Composer Laurie Spiegel attended Shimer and Brooklyn Colleges, Oxford University, and the Juilliard School. After a BA in the Social Sciences, she completed her MA in Music Composition and embarked on a multi-arts creative career that has included numerous performances and recordings of her musical works, video and film soundtrack music and audio and visual special effects, compositions for dance and theater, widely exhibited computer and hand made visual art, video and interactive computer software installations, poetry, fiction and dozens of published writings, mostly about technology and the arts.

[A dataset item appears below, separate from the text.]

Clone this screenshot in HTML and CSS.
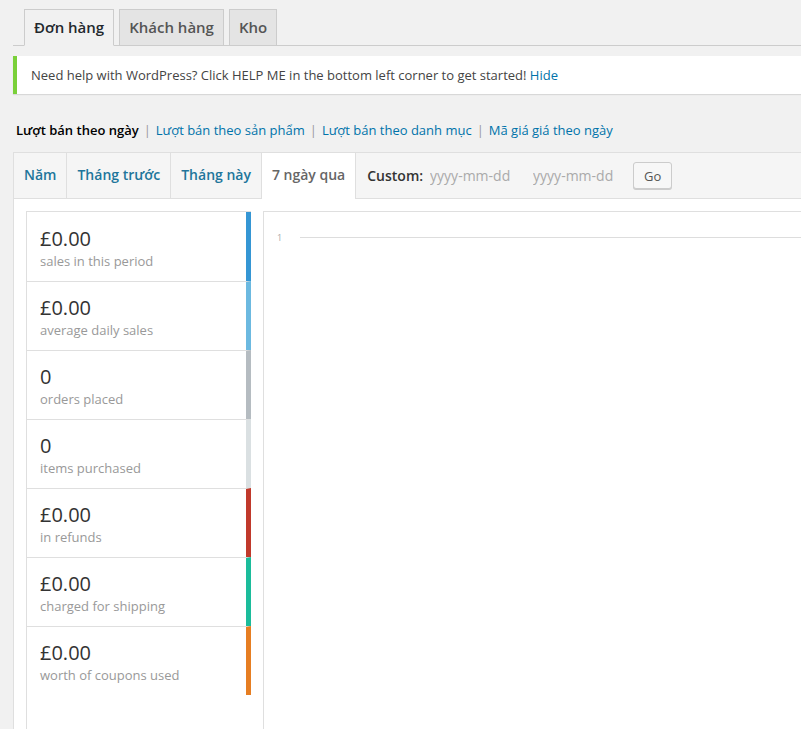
FILE: index.html
```html
<!DOCTYPE html>
<html lang="vi">
<head>
    <meta charset="UTF-8">
    <title>Báo cáo</title>
    <link rel="stylesheet" href="styles.css">
</head>
<body>
<div class="wrap">

    <div class="nav-tabs">
        <a class="nav-tab active" href="#">Đơn hàng</a>
        <a class="nav-tab" href="#">Khách hàng</a>
        <a class="nav-tab" href="#">Kho</a>
    </div>

    <div class="notice">
        <p>Need help with WordPress? Click HELP ME in the bottom left corner to get started! <a href="#">Hide</a></p>
    </div>

    <ul class="subsubsub">
        <li class="current">Lượt bán theo ngày</li>
        <li><a href="#">Lượt bán theo sản phẩm</a></li>
        <li><a href="#">Lượt bán theo danh mục</a></li>
        <li><a href="#">Mã giá giá theo ngày</a></li>
    </ul>

    <div class="postbox">
        <div class="stats-range">
            <a href="#">Năm</a>
            <a href="#">Tháng trước</a>
            <a href="#">Tháng này</a>
            <a href="#" class="active">7 ngày qua</a>
            <div class="custom">
                <b>Custom:</b>
                <input type="text" placeholder="yyyy-mm-dd">
                <input type="text" placeholder="yyyy-mm-dd">
                <button>Go</button>
            </div>
        </div>

        <div class="inside">
            <ul class="legend">
                <li class="c-blue"><strong>£0.00</strong><span>sales in this period</span></li>
                <li class="c-sky"><strong>£0.00</strong><span>average daily sales</span></li>
                <li class="c-grey"><strong>0</strong><span>orders placed</span></li>
                <li class="c-light"><strong>0</strong><span>items purchased</span></li>
                <li class="c-red"><strong>£0.00</strong><span>in refunds</span></li>
                <li class="c-green"><strong>£0.00</strong><span>charged for shipping</span></li>
                <li class="c-orange"><strong>£0.00</strong><span>worth of coupons used</span></li>
            </ul>

            <div class="chart">
                <div class="axis"><span>1</span><i></i></div>
            </div>
        </div>
    </div>

</div>
</body>
</html>
```
FILE: styles.css
```css
html, body { margin: 0; height: 100%; overflow: hidden; }
body { background: #f1f1f1; color: #444; font-family: 'Open Sans', sans-serif; font-size: 13px; }
a { color: #0073aa; text-decoration: none; }
.wrap { padding: 9px 0 0 13px; }

.nav-tabs { display: flex; gap: 5px; padding-left: 11px; border-bottom: 1px solid #ccc; }
.nav-tab { display: block; height: 35px; line-height: 35px; padding: 0 9px; margin-bottom: -1px; border: 1px solid #ccc; background: #e4e4e4; color: #555; font-size: 15px; font-weight: 600; }
.nav-tab.active { background: #f1f1f1; color: #23282d; border-bottom-color: #f1f1f1; }

.notice { margin-top: 10px; background: #fff; border-left: 4px solid #7ad03a; box-shadow: 0 1px 1px rgba(0,0,0,0.1); }
.notice p { margin: 0; padding: 0 14px; line-height: 38px; color: #444; }

.subsubsub { list-style: none; margin: 25px 0 0 3px; padding: 0; display: flex; line-height: 22px; color: #666; }
.subsubsub li + li::before { content: "|"; color: #999; margin: 0 5px 0 5px; }
.subsubsub .current { color: #000; font-weight: 600; }

.postbox { margin-top: 11px; width: calc(100% + 20px); height: 700px; background: #fff; border: 1px solid #dfdfdf; }
.stats-range { display: flex; align-items: center; height: 45px; background: #f5f5f5; border-bottom: 1px solid #dfdfdf; }
.stats-range > a { display: block; height: 45px; line-height: 44px; padding: 0 10px; border-right: 1px solid #dfdfdf; font-size: 14px; font-weight: 600; color: #21759b; }
.stats-range > a.active { background: #fff; color: #666; height: 46px; margin-bottom: -1px; }
.custom { display: flex; align-items: center; padding-left: 11px; }
.custom b { font-size: 14px; font-weight: 600; color: #333; margin-right: 2px; }
.custom input { width: 88px; padding: 0 5px; border: none; background: transparent; font-family: inherit; font-size: 14px; color: #aaa; }
.custom input + input { margin-left: 5px; }
.custom input::placeholder { color: #aaa; }
.custom button { margin-left: 7px; height: 27px; padding: 0 10px; border: 1px solid #ccc; border-radius: 3px; background: #f7f7f7; box-shadow: 0 1px 0 #ccc; font-family: inherit; font-size: 13px; color: #555; }

.inside { display: flex; padding: 12px 0 0 12px; }
.legend { list-style: none; margin: 0; padding: 0; width: 224px; border: 1px solid #dfdfdf; border-right: none; flex: none; }
.legend li { height: 69px; padding: 14px 0 0 13px; box-sizing: border-box; border-right: 5px solid #ccc; border-top: 1px solid #dfdfdf; }
.legend li:first-child { border-top: none; padding-top: 15px; }
.legend strong { display: block; font-size: 20px; font-weight: 400; line-height: 24px; color: #333; }
.legend span { display: block; line-height: 20px; color: #999; }
.c-blue { border-right-color: #3596d4 !important; }
.c-sky { border-right-color: #6cb9e0 !important; }
.c-grey { border-right-color: #b5bcc1 !important; }
.c-light { border-right-color: #dae0e2 !important; }
.c-red { border-right-color: #c0392b !important; }
.c-green { border-right-color: #1bbc9b !important; }
.c-orange { border-right-color: #e67e22 !important; }

.chart { flex: 1; margin-left: 12px; height: 600px; border: 1px solid #dfdfdf; border-right: none; border-bottom: none; }
.axis { display: flex; align-items: center; margin-top: 19px; padding-left: 13px; }
.axis span { font-size: 9px; color: #aaa; width: 23px; }
.axis i { flex: 1; height: 1px; background: #ddd; }
```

After several years of instrumental, analog electronic, and tape composition starting in the late 1960s, Spiegel decided that her creative visions required the greater power of computers, and she began her residence at Bell Labs, where she wrote interactive computer software for both music and image composition from 1973-79. Starting in 1978, she became active in the design and programing of music systems for newer more accessible personal computers, most notably her program "Music Mouse - An Intelligent Instrument".

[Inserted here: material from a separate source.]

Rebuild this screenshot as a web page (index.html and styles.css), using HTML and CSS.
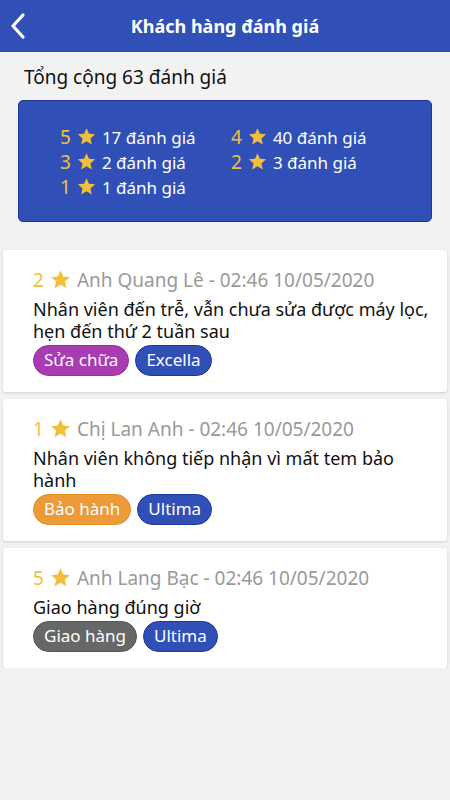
FILE: index.html
```html
<!DOCTYPE html>
<html>
  <head>
    <meta charset='UTF-8'>
    <meta name='viewport' content='width=device-width, initial-scale=1.0'>
    <title>Khách hàng đánh giá</title>
    <link rel="stylesheet" href="styles.css">
  </head>
  <body>
    <svg class='defs' width='0' height='0'>
      <symbol id='star' viewBox='0 0 24 24'>
        <path d='M12 1.5 L15.1 8.6 L22.8 9.3 L17 14.4 L18.7 22 L12 18 L5.3 22 L7 14.4 L1.2 9.3 L8.9 8.6 Z' fill='#f2bf3d'/>
      </symbol>
    </svg>

    <div class='header'>
      <div class='header__back'>
        <svg width='20' height='28' viewBox='0 0 20 28'>
          <path d='M15 3 L5 14 L15 25' fill='none' stroke='#fff' stroke-width='3.2' stroke-linecap='round' stroke-linejoin='round'/>
        </svg>
      </div>
      <div class='header__title'>Khách hàng đánh giá</div>
    </div>

    <div class='total'>Tổng cộng 63 đánh giá</div>

    <div class='summary'>
      <div class='summary__grid'>
        <div class='summary__item'><span class='rate'>5</span><svg class='star'><use href='#star'/></svg>17 đánh giá</div>
        <div class='summary__item'><span class='rate'>4</span><svg class='star'><use href='#star'/></svg>40 đánh giá</div>
        <div class='summary__item'><span class='rate'>3</span><svg class='star'><use href='#star'/></svg>2 đánh giá</div>
        <div class='summary__item'><span class='rate'>2</span><svg class='star'><use href='#star'/></svg>3 đánh giá</div>
        <div class='summary__item'><span class='rate'>1</span><svg class='star'><use href='#star'/></svg>1 đánh giá</div>
      </div>
    </div>

    <div class='list'>
      <div class='card'>
        <div class='card__meta'><span class='rate'>2</span><svg class='star star--lg'><use href='#star'/></svg>Anh Quang Lê - 02:46 10/05/2020</div>
        <div class='card__text'>Nhân viên đến trễ, vẫn chưa sửa được máy lọc, hẹn đến thứ 2 tuần sau</div>
        <div class='card__tags'>
          <span class='tag tag--purple'>Sửa chữa</span>
          <span class='tag tag--blue'>Excella</span>
        </div>
      </div>
      <div class='card'>
        <div class='card__meta'><span class='rate'>1</span><svg class='star star--lg'><use href='#star'/></svg>Chị Lan Anh - 02:46 10/05/2020</div>
        <div class='card__text'>Nhân viên không tiếp nhận vì mất tem bảo hành</div>
        <div class='card__tags'>
          <span class='tag tag--orange'>Bảo hành</span>
          <span class='tag tag--blue'>Ultima</span>
        </div>
      </div>
      <div class='card'>
        <div class='card__meta'><span class='rate'>5</span><svg class='star star--lg'><use href='#star'/></svg>Anh Lang Bạc - 02:46 10/05/2020</div>
        <div class='card__text'>Giao hàng đúng giờ</div>
        <div class='card__tags'>
          <span class='tag tag--gray'>Giao hàng</span>
          <span class='tag tag--blue'>Ultima</span>
        </div>
      </div>
    </div>
  </body>
</html>
```

FILE: styles.css
```css
html, body {
  margin: 0;
  background-color: #f2f2f2;
  font-family: 'Noto Sans', 'Open Sans', Arial, sans-serif;
  color: #111;
}

.defs {
  position: absolute;
}

.header {
  display: flex;
  align-items: center;
  justify-content: center;
  position: relative;
  height: 52px;
  background-color: #3050b7;
}

.header__back {
  position: absolute;
  top: 12px;
  left: 8px;
  height: 28px;
}

.header__title {
  color: #fff;
  font-size: 18px;
  font-weight: bold;
}

.total {
  padding: 12px 24px 0;
  height: 36px;
  font-size: 19px;
  line-height: 26px;
}

.summary {
  margin: 0 18px;
  height: 122px;
  padding: 24px 0 0 41px;
  box-sizing: border-box;
  background-color: #3050b7;
  border: 1px solid #1d35a0;
  border-radius: 5px;
  color: #fff;
}

.summary__grid {
  display: grid;
  grid-template-columns: 171px 171px;
}

.summary__item {
  display: flex;
  align-items: center;
  height: 25px;
  font-size: 17px;
  line-height: 25px;
}

.rate {
  color: #f2bf3d;
  margin-right: 6px;
  font-size: 19px;
}

.star {
  width: 19px;
  height: 19px;
  margin-right: 6px;
  margin-top: -2px;
}

.star--lg {
  width: 21px;
  height: 21px;
}

.list {
  display: flex;
  flex-direction: column;
  gap: 7px;
  padding: 28px 3px 0;
}

.card {
  padding: 16px 14px 16px 30px;
  background-color: #fff;
  border-radius: 3px;
  box-shadow: 0 1px 3px rgba(0, 0, 0, 0.15);
}

.card__meta {
  display: flex;
  align-items: center;
  height: 28px;
  font-size: 19px;
  line-height: 28px;
  color: #999;
}

.card__text {
  margin: 4px 0 3px;
  font-size: 18px;
  line-height: 22px;
}

.card__tags {
  display: flex;
  gap: 6px;
}

.tag {
  display: inline-block;
  height: 31px;
  padding: 0 10px;
  box-sizing: border-box;
  border-radius: 16px;
  font-size: 17px;
  line-height: 28px;
  color: #fff;
  border: 1px solid;
}

.tag--purple {
  background-color: #a93bb3;
  border-color: #9a2aa5;
}

.tag--blue {
  background-color: #3050b7;
  border-color: #1d35a0;
}

.tag--orange {
  background-color: #ec9b38;
  border-color: #e38d25;
}

.tag--gray {
  background-color: #666868;
  border-color: #555;
}
```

She has directed computer and electronic music studios and taught composition at New York University and Cooper Union, and has received fellowships and grants from CAPS, ASCAP, Meet-the-Composer, NYFA, the Experimental Television Lab at WNET, and the Institute for Studies in American Music. Her realization of Kepler's "Harmony of the Planets" was sent into space as the opening cut of the Voyager Spacecraft's record "Sounds of Earth".